Records from a data source:
· · ·

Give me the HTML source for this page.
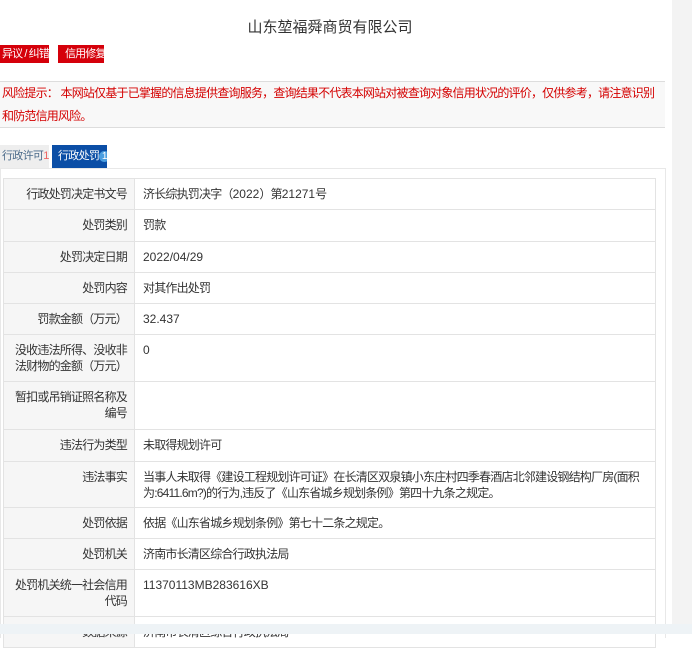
<!DOCTYPE html><html><head><meta charset="utf-8"><style>
*{margin:0;padding:0;box-sizing:border-box}
body{width:692px;height:634px;overflow:hidden;background:#fff;font-family:"Liberation Sans","Noto Sans CJK SC",sans-serif;font-size:12px;color:#333;position:relative;letter-spacing:-0.8px}
.side{position:absolute;left:672px;top:0;width:20px;height:634px;background:#f3f3f3}
.title{position:absolute;top:16px;left:0;width:660px;text-align:center;font-size:15px;color:#333;letter-spacing:0}
.btn{position:absolute;top:45px;height:18px;background:#d5000a;color:#fff;font-size:11px;line-height:18px;white-space:nowrap;overflow:hidden;letter-spacing:-0.9px}
.risk{position:absolute;top:81px;left:0;width:665px;height:47px;background:#f8f8f8;border-top:1px solid #ddd;border-bottom:1px solid #ddd;color:#d40000;line-height:23px;padding-left:2px;white-space:nowrap;font-size:12px}
.tab{position:absolute;top:145px;height:23px;line-height:23px;font-size:11px;white-space:nowrap;overflow:hidden;letter-spacing:-0.7px}
.box{position:absolute;top:168px;left:0;width:666px;height:470px;border:1px solid #e8e8e8;border-bottom:none}
table{position:absolute;top:178px;left:3px;width:653px;border-collapse:collapse;table-layout:fixed}
td{border:1px solid #e3e3e3;vertical-align:top;padding:7px 6px 0 8px;line-height:16px;overflow:hidden}
td.l{width:131px;background:#f6f6f6;text-align:right;padding:7px 7px 0 2px;white-space:nowrap}
.n{letter-spacing:0}
.bot{position:absolute;left:0;top:624px;width:692px;height:10px;background:#eef3f6}
</style></head><body>
<div class="side"></div>
<div class="title">山东堃福舜商贸有限公司</div>
<div class="btn" style="left:0;width:49px;padding-left:2px">异议 / 纠错</div>
<div class="btn" style="left:58px;width:46px;padding-left:7px">信用修复</div>
<div class="risk">风险提示：&nbsp;本网站仅基于已掌握的信息提供查询服务，查询结果不代表本网站对被查询对象信用状况的评价，仅供参考，请注意识别<br>和防范信用风险。</div>
<div class="tab" style="left:0;width:49px;background:#eee;color:#4a6a8a;padding-left:2px">行政许可<span style="color:#e66">1</span></div>
<div class="tab" style="left:52px;width:55px;background:#0b4ea6;color:#fff;padding-left:6px">行政处罚<span style="display:inline-block;width:11px;height:11px;border-radius:50%;background:#4a9ee0;font-size:10px;line-height:11px;text-align:center;letter-spacing:0">1</span></div>
<div class="box"></div>
<table>
<colgroup><col style="width:131px"><col></colgroup>
<tr style="height:31px"><td class="l">行政处罚决定书文号</td><td>济长综执罚决字（<span class="n">2022</span>）第<span class="n">21271</span>号</td></tr>
<tr style="height:32px"><td class="l">处罚类别</td><td>罚款</td></tr>
<tr style="height:31px"><td class="l">处罚决定日期</td><td class="n">2022/04/29</td></tr>
<tr style="height:31px"><td class="l">处罚内容</td><td>对其作出处罚</td></tr>
<tr style="height:31px"><td class="l">罚款金额（万元）</td><td class="n">32.437</td></tr>
<tr style="height:47px"><td class="l">没收违法所得、没收非<br>法财物的金额（万元）</td><td>0</td></tr>
<tr style="height:48px"><td class="l">暂扣或吊销证照名称及<br>编号</td><td></td></tr>
<tr style="height:32px"><td class="l">违法行为类型</td><td>未取得规划许可</td></tr>
<tr style="height:46px"><td class="l">违法事实</td><td>当事人未取得《建设工程规划许可证》在长清区双泉镇小东庄村四季春酒店北邻建设钢结构厂房(面积为:6411.6m?)的行为,违反了《山东省城乡规划条例》第四十九条之规定。</td></tr>
<tr style="height:31px"><td class="l">处罚依据</td><td>依据《山东省城乡规划条例》第七十二条之规定。</td></tr>
<tr style="height:31px"><td class="l">处罚机关</td><td>济南市长清区综合行政执法局</td></tr>
<tr style="height:47px"><td class="l">处罚机关统一社会信用<br>代码</td><td class="n">11370113MB283616XB</td></tr>
<tr style="height:31px"><td class="l">数据来源</td><td>济南市长清区综合行政执法局</td></tr>
</table>
<div class="bot"></div>
</body></html>
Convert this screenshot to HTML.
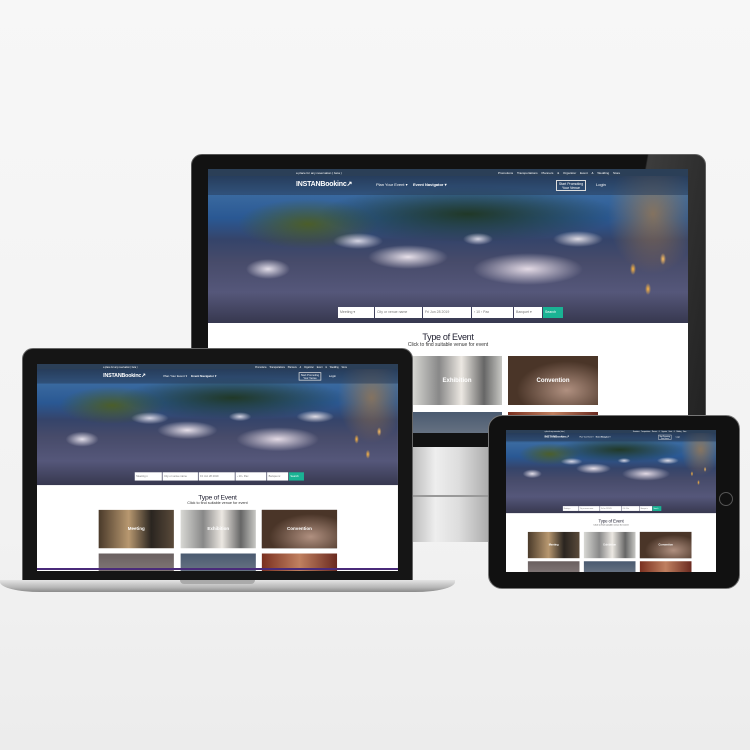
<!DOCTYPE html>
<html><head><meta charset="utf-8"><style>
*{margin:0;padding:0;box-sizing:border-box}
body{width:750px;height:750px;overflow:hidden;background:linear-gradient(#f7f7f7,#f2f2f2 70%,#ececec);font-family:"Liberation Sans",sans-serif;position:relative}
.abs{position:absolute}
.site{position:absolute;left:0;top:0;width:480px;background:#fff;overflow:hidden;transform-origin:0 0}
.hero{position:absolute;left:0;top:0;width:480px;height:154px;
background:
radial-gradient(ellipse 22px 10px at 60px 100px,rgba(235,230,240,.95),transparent),
radial-gradient(ellipse 40px 12px at 200px 88px,rgba(240,232,240,.95),transparent),
radial-gradient(ellipse 55px 16px at 320px 100px,rgba(235,225,235,.95),transparent),
radial-gradient(ellipse 25px 8px at 370px 70px,rgba(240,235,240,.9),transparent),
radial-gradient(ellipse 25px 8px at 150px 72px,rgba(230,228,240,.9),transparent),
radial-gradient(ellipse 15px 6px at 270px 70px,rgba(230,228,240,.9),transparent),
radial-gradient(ellipse 3px 6px at 440px 120px,#ffb640,transparent),
radial-gradient(ellipse 3px 6px at 425px 100px,#ffb640,transparent),
radial-gradient(ellipse 3px 6px at 455px 90px,#ffc060,transparent),
radial-gradient(ellipse 45px 60px at 445px 45px,rgba(190,130,60,.6),transparent),
radial-gradient(ellipse 150px 28px at 260px 45px,rgba(30,50,20,.85),transparent),
radial-gradient(ellipse 70px 25px at 100px 55px,rgba(80,95,25,.85),transparent),
linear-gradient(180deg,#1f2f48 0,#3a6aa0 16%,#2a5893 32%,#35446a 46%,#474b6a 60%,#55577a 80%,#37384f 100%)}
.strip{position:absolute;left:0;top:0;width:480px;height:7px;background:#2b3f57}
.nav{position:absolute;left:0;top:7px;width:480px;height:19px;background:rgba(40,60,90,.55)}
.logo{position:absolute;left:88px;top:4px;color:#fff;font-size:7px;font-weight:bold;letter-spacing:-.2px}
.mi{position:absolute;top:6px;color:#fff;font-size:4px}
.btn{position:absolute;left:348px;top:4px;width:30px;height:11px;border:1px solid #ddd;color:#fff;font-size:3.5px;text-align:center;padding-top:1px}
.sb{position:absolute;top:138px;height:11px;background:#fff;font-size:3.5px;color:#777;padding:3px 2px}
.go{background:#1ab394;color:#fff}
.t1{position:absolute;top:163px;width:480px;text-align:center;font-size:9px;color:#223;letter-spacing:-.3px}
.t2{position:absolute;top:173px;width:480px;text-align:center;font-size:5px;color:#333}
.card{position:absolute;width:90px;height:49px;top:187px;color:#fff;font-size:6px;font-weight:bold;display:flex;align-items:center;justify-content:center}
.c1,.c4{left:106px}.c2,.c5{left:204px}.c3,.c6{left:300px}
.c4,.c5,.c6{top:243px}
.c1{background:linear-gradient(90deg,#4a3a2a,#b89870 40%,#2a2520 70%,#5a4a3a)}
.c2{background:linear-gradient(90deg,#d8d8d4,#888 30%,#ece8e2 55%,#666 80%,#c8c8c4)}
.c3{background:radial-gradient(ellipse at 65% 70%,#b09080,#4a3528 60%),#1e1a1a}
.c4{background:linear-gradient(#6a6060,#9a9090)}
.c5{background:linear-gradient(#4a5a70,#8a9098)}
.c6{background:linear-gradient(90deg,#7a3020,#c08060,#6a2a20)}
.L .hero{height:161px}.L .sb{top:144px}.L .t1{top:172px}.L .t2{top:182px}
.L .card{width:100px;height:51px;top:194px}
.L .c1,.L .c4{left:82px}.L .c2,.L .c5{left:191px}.L .c3,.L .c6{left:299px}
.L .c4,.L .c5,.L .c6{top:252px}
.T .hero{height:190px}.T .sb{top:174px}.T .t1{top:203px;font-size:10px}.T .t2{top:214px}
.T .card{width:118px;height:60px;top:233px}
.T .c1,.T .c4{left:50px}.T .c2,.T .c5{left:178px}.T .c3,.T .c6{left:306px}
.T .c4,.T .c5,.T .c6{top:300px}
</style></head><body>

<div class="abs" style="left:191px;top:154px;width:515px;height:295px;background:#121212;border-radius:11px;border:1px solid #555"></div>
<div class="abs" style="left:600px;top:154px;width:106px;height:295px;background:linear-gradient(100deg,transparent 30%,rgba(140,140,140,.35) 31%,rgba(90,90,90,.2));border-radius:0 11px 0 0"></div>
<div class="abs" style="left:412px;top:447px;width:78px;height:95px;background:linear-gradient(90deg,#bbb,#eee 30%,#ddd 60%,#aaa);"></div>
<div class="abs" style="left:412px;top:495px;width:78px;height:2px;background:#999"></div>
<div class="abs" style="left:208px;top:169px;width:480px;height:264px;overflow:hidden">
<div class="site" style="height:264px"></div></div>

<div class="abs" style="left:22px;top:348px;width:391px;height:234px;background:#151515;border-radius:11px 11px 0 0;border:1px solid #666"></div>
<div class="abs" style="left:0px;top:580px;width:455px;height:12px;background:linear-gradient(#e4e4e4,#b8b8b8 60%,#8a8a8a);border-radius:0 0 40px 40px/0 0 10px 10px"></div>
<div class="abs" style="left:180px;top:580px;width:75px;height:4px;background:#aaa;border-radius:0 0 4px 4px"></div>
<div class="abs" style="left:37px;top:364px;width:361px;height:207px;overflow:hidden">
<div class="site L" style="height:276px;transform:scale(.752)"></div></div>
<div class="abs" style="left:37px;top:568px;width:361px;height:2px;background:#4a2a7a"></div>

<div class="abs" style="left:488px;top:415px;width:252px;height:174px;background:#111;border-radius:14px;border:1px solid #777"></div>
<div class="abs" style="left:719px;top:492px;width:14px;height:14px;border:1px solid #555;border-radius:50%"></div>
<div class="abs" style="left:506px;top:430px;width:210px;height:142px;overflow:hidden">
<div class="site T" style="height:325px;transform:scale(.4375)"></div></div>

<script>
var s=`<div class="hero"></div>
<div class="strip"><span style="position:absolute;left:88px;top:1.5px;color:#fff;font-size:3px">a place for any reservation ( beta )</span><span style="position:absolute;left:290px;top:1.5px;color:#fff;font-size:3px;word-spacing:3px">Promotions Transportations Planners &amp; Organizer Event &amp; Wedding Store</span></div>
<div class="nav"><div class="logo">INSTANBookinc&#x2197;</div>
<div class="mi" style="left:168px">Plan Your Event ▾</div><div class="mi" style="left:205px;font-weight:bold">Event Navigator ▾</div>
<div class="btn">Start Promoting<br>Your Venue</div><div class="mi" style="left:388px">Login</div></div>
<div class="sb" style="left:130px;width:36px">Meeting ▾</div>
<div class="sb" style="left:167px;width:47px">City or venue name</div>
<div class="sb" style="left:215px;width:48px">Fri Jun 28 2019</div>
<div class="sb" style="left:264px;width:41px">‹ 10 › Pax</div>
<div class="sb" style="left:306px;width:28px">Banquet ▾</div>
<div class="sb go" style="left:335px;width:20px">Search</div>
<div class="t1">Type of Event</div>
<div class="t2">Click to find suitable venue for event</div>
<div class="card c1">Meeting</div>
<div class="card c2">Exhibition</div>
<div class="card c3">Convention</div>
<div class="card c4"></div>
<div class="card c5"></div>
<div class="card c6"></div>`;
document.querySelectorAll('.site').forEach(function(e){e.innerHTML=s});
</script>
</body></html>
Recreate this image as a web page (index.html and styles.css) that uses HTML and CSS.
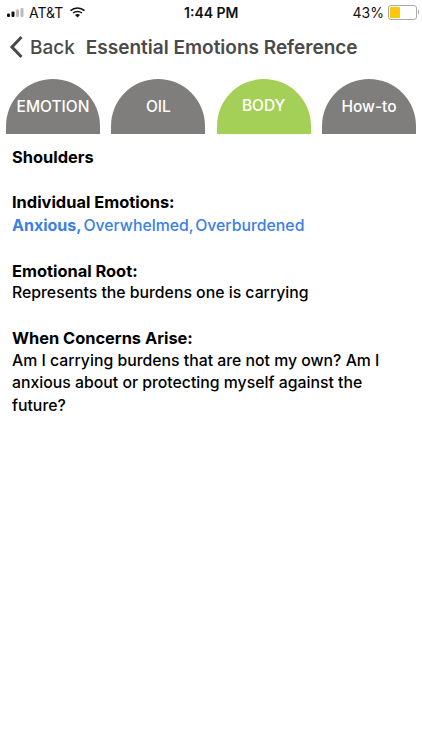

· · ·

WHAT YOU SHOULD DO: What is the number of lines above that contain "page"? Answer with that number only.

WRITTEN ANSWER: 2